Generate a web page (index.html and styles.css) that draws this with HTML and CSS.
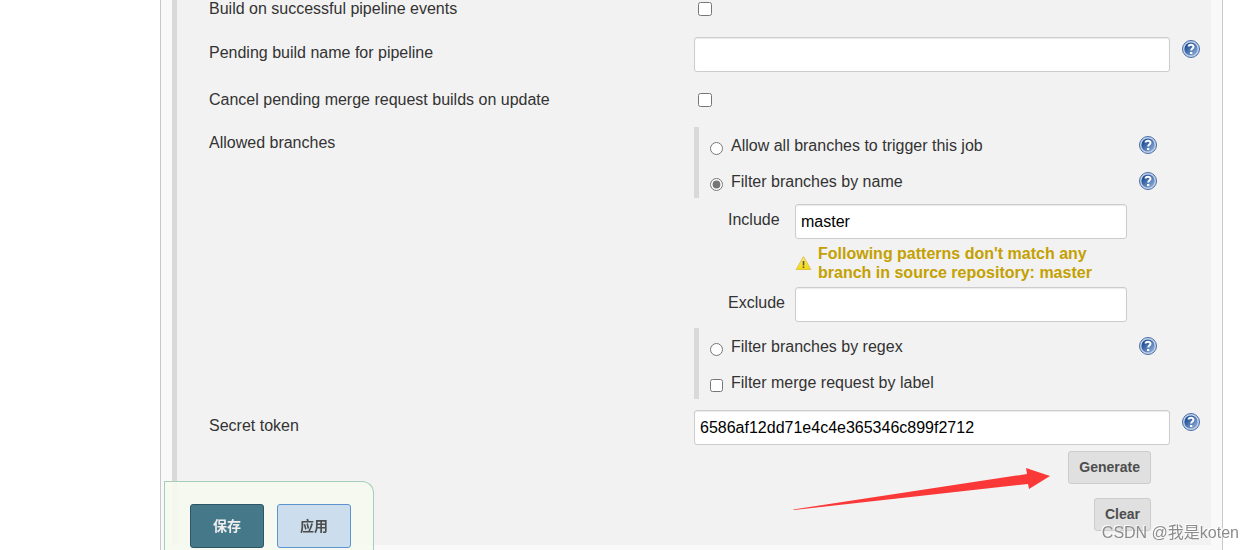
FILE: index.html
```
<!DOCTYPE html>
<html lang="zh-CN">
<head>
    <meta charset="UTF-8">
    <meta name="viewport" content="width=device-width, initial-scale=1.0">
    <title>Config</title>
    <link rel="stylesheet" href="styles.css">
</head>
<body>
    <svg class="defs" aria-hidden="true">
        <defs>
            <linearGradient id="blue" x1="0" y1="0" x2="1" y2="1">
                <stop offset="0.2" stop-color="#1f4f96"/>
                <stop offset="0.9" stop-color="#8aabd8"/>
            </linearGradient>
            <linearGradient id="yellow" x1="0" y1="0" x2="0" y2="1">
                <stop offset="0" stop-color="#fbe98a"/>
                <stop offset="1" stop-color="#f2d90c"/>
            </linearGradient>
        </defs>
        <symbol id="help" viewBox="0 0 18 18">
            <circle cx="9" cy="9" r="8.5" fill="#c3d3ea" stroke="#4a6da5"/>
            <circle cx="9" cy="9" r="6.6" fill="url(#blue)"/>
            <path d="M6.6 6.6C6.6 4.3 11.5 4.2 11.5 6.7C11.5 8.6 9.2 8.4 9.2 10.5" fill="none" stroke="#fff" stroke-width="2"/>
            <rect x="8" y="12" width="2.3" height="2" fill="#fff"/>
        </symbol>
    </svg>

    <div class="panel">
        <form class="section" id="config">
            <div class="row row-first">
                <label class="name" for="success">Build on successful pipeline events</label>
                <div class="setting"><input class="check" type="checkbox" id="success"></div>
            </div>
            <div class="row">
                <label class="name name-pad" for="pending">Pending build name for pipeline</label>
                <div class="setting"><input class="text" type="text" id="pending"></div>
                <a class="help" href="#" aria-label="Help"><svg><use href="#help"/></svg></a>
            </div>
            <div class="row row-cancel">
                <label class="name" for="cancel">Cancel pending merge request builds on update</label>
                <div class="setting"><input class="check" type="checkbox" id="cancel"></div>
            </div>
            <div class="row">
                <span class="name name-pad">Allowed branches</span>
                <div class="setting">
                    <div class="group">
                        <div class="option">
                            <input type="radio" name="branch" id="all">
                            <label for="all">Allow all branches to trigger this job</label>
                            <a class="help" href="#" aria-label="Help"><svg><use href="#help"/></svg></a>
                        </div>
                        <div class="option">
                            <input type="radio" name="branch" id="byname" checked>
                            <label for="byname">Filter branches by name</label>
                            <a class="help" href="#" aria-label="Help"><svg><use href="#help"/></svg></a>
                        </div>
                    </div>
                    <div class="nested">
                        <label for="include">Include</label>
                        <input class="text" type="text" id="include" value="master">
                        <p class="warning">
                            <svg viewBox="0 0 16 16">
                                <path d="M8 1.5L15.3 14.5H0.7Z" fill="url(#yellow)" stroke="#dfc44a" stroke-linejoin="round"/>
                                <path d="M8 6V10.5M8 11.5V13" stroke="#5f5522" stroke-width="1.6"/>
                            </svg>
                            <span>Following patterns don't match any branch in source repository: master</span>
                        </p>
                        <label for="exclude">Exclude</label>
                        <input class="text" type="text" id="exclude">
                    </div>
                    <div class="group">
                        <div class="option">
                            <input type="radio" name="branch" id="regex">
                            <label for="regex">Filter branches by regex</label>
                            <a class="help" href="#" aria-label="Help"><svg><use href="#help"/></svg></a>
                        </div>
                        <div class="option">
                            <input type="checkbox" id="bylabel">
                            <label for="bylabel">Filter merge request by label</label>
                        </div>
                    </div>
                </div>
            </div>
            <div class="row row-last">
                <label class="name name-pad" for="token">Secret token</label>
                <div class="setting">
                    <input class="text" type="text" id="token" value="6586af12dd71e4c4e365346c899f2712">
                    <div class="actions">
                        <button class="btn" type="button">Generate</button>
                        <button class="btn" type="button">Clear</button>
                    </div>
                    <svg class="arrow" viewBox="0 0 257 22" aria-hidden="true">
                        <path d="M0 41.5L234 6L233 0L257 8L236 21L235 16L1 42Z" fill="#fb3838"/>
                    </svg>
                </div>
                <a class="help" href="#" aria-label="Help"><svg><use href="#help"/></svg></a>
            </div>
        </form>
    </div>

    <div class="bottom-bar">
        <button class="save" type="submit" form="config">保存</button>
        <button class="apply" type="button">应用</button>
    </div>
    <div class="watermark">CSDN @我是koten</div>
</body>
</html>
```
FILE: styles.css
```
*{
    margin: 0;
    padding: 0;
    box-sizing: border-box;
}
body{
    background-color: #fff;
    color: #333;
    font: 16px/18px "Liberation Sans", "Noto Sans CJK SC", sans-serif;
}
button, input{
    font-family: inherit;
}
input{
    accent-color: #767676;
}
.defs{
    position: absolute;
    width: 0;
    height: 0;
}
.panel{
    min-height: 100vh;
    margin: 0 30px 0 160px;
    padding: 0 11px;
    background-color: #f9f9f9;
    border-left: 1px solid #c8c8c8;
    border-right: 1px solid #c8c8c8;
}
.section{
    display: flex;
    flex-direction: column;
    gap: 18px;
    padding: 0 0 14px 32px;
    background-color: #f2f2f2;
    border-left: 5px solid #d9d9d9;
}
.row{
    display: grid;
    grid-template-columns: 485fr 476fr 41px;
    align-items: start;
}
.row-first{
    height: 19px;
}
.row-cancel{
    padding-top: 1px;
}
.row-last{
    margin-top: -7px;
}
.name-pad{
    padding-top: 7px;
}
.setting{
    position: relative;
}
.check{
    display: block;
    width: 14px;
    height: 14px;
    margin: 2px 4px;
}
.text{
    display: block;
    width: 100%;
    height: 35px;
    padding: 0 5px;
    font-size: 16px;
    color: #000;
    background-color: #fff;
    border: 1px solid #ccc;
    border-radius: 3px;
    box-shadow: inset 0 1px 1px rgba(0, 0, 0, 0.08);
}
.help{
    margin: 3px 0 0 12px;
}
.help svg{
    display: block;
    width: 18px;
    height: 18px;
}
.group{
    display: grid;
    gap: 1px;
    padding-left: 11px;
    border-left: 5px solid #d9d9d9;
}
.option{
    display: flex;
    align-items: center;
    gap: 8px;
    height: 35px;
}
.option input{
    width: 13px;
    height: 13px;
    margin-top: 8px;
}
.option label{
    padding-top: 2px;
}
.option .help{
    margin: 0 13px 0 auto;
}
.nested{
    display: grid;
    grid-template-columns: 67px 1fr;
    padding: 6px 43px 6px 34px;
}
.nested label{
    padding-top: 7px;
}
.warning{
    grid-column: 2;
    display: flex;
    align-items: center;
    gap: 6px;
    padding: 5px 0;
    line-height: 19px;
    font-weight: bold;
    color: #c4a000;
}
.warning svg{
    flex: none;
    width: 17px;
    height: 16px;
}
.actions{
    display: flex;
    flex-direction: column;
    align-items: flex-end;
    gap: 14px;
    padding: 6px 19px 0 0;
}
.btn{
    height: 33px;
    padding: 0 10px 2px;
    font-size: 14px;
    font-weight: bold;
    color: #4d4d4d;
    background-color: #e0e0e0;
    border: 1px solid #ccc;
    border-radius: 3px;
}
/* red arrow pointing at Generate */
.arrow{
    position: absolute;
    right: 120px;
    top: 58px;
    width: 257px;
    height: 22px;
    overflow: visible;
}
.bottom-bar{
    position: fixed;
    left: 164px;
    bottom: 0;
    display: flex;
    gap: 13px;
    padding: 22px 22px 2px 25px;
    background-color: rgba(245, 249, 239, 0.9);
    border: 1px solid #a5cdb8;
    border-bottom: none;
    border-radius: 0 12px 0 0;
}
.bottom-bar button{
    width: 74px;
    height: 44px;
    padding-bottom: 3px;
    font-size: 14px;
    font-weight: bold;
    border-radius: 3px;
}
.bottom-bar .save{
    color: #eee;
    background-color: #457888;
    border: 1px solid #2d5565;
}
.bottom-bar .apply{
    color: #4d4d4d;
    background-color: #ccdded;
    border: 1px solid #5c94d0;
}
.watermark{
    position: fixed;
    right: 14px;
    bottom: 7px;
    font-size: 16px;
    line-height: 20px;
    color: #8c8c8c;
    text-shadow: -1px -1px 0 #fff;
}
```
....................
Select every line in the material above where the string "html" occurs, and copy it.

Generate a web page (index.html and styles.css) that draws this with HTML and CSS.
FILE: index.html
<!DOCTYPE html>
<html lang="zh-CN">
</html>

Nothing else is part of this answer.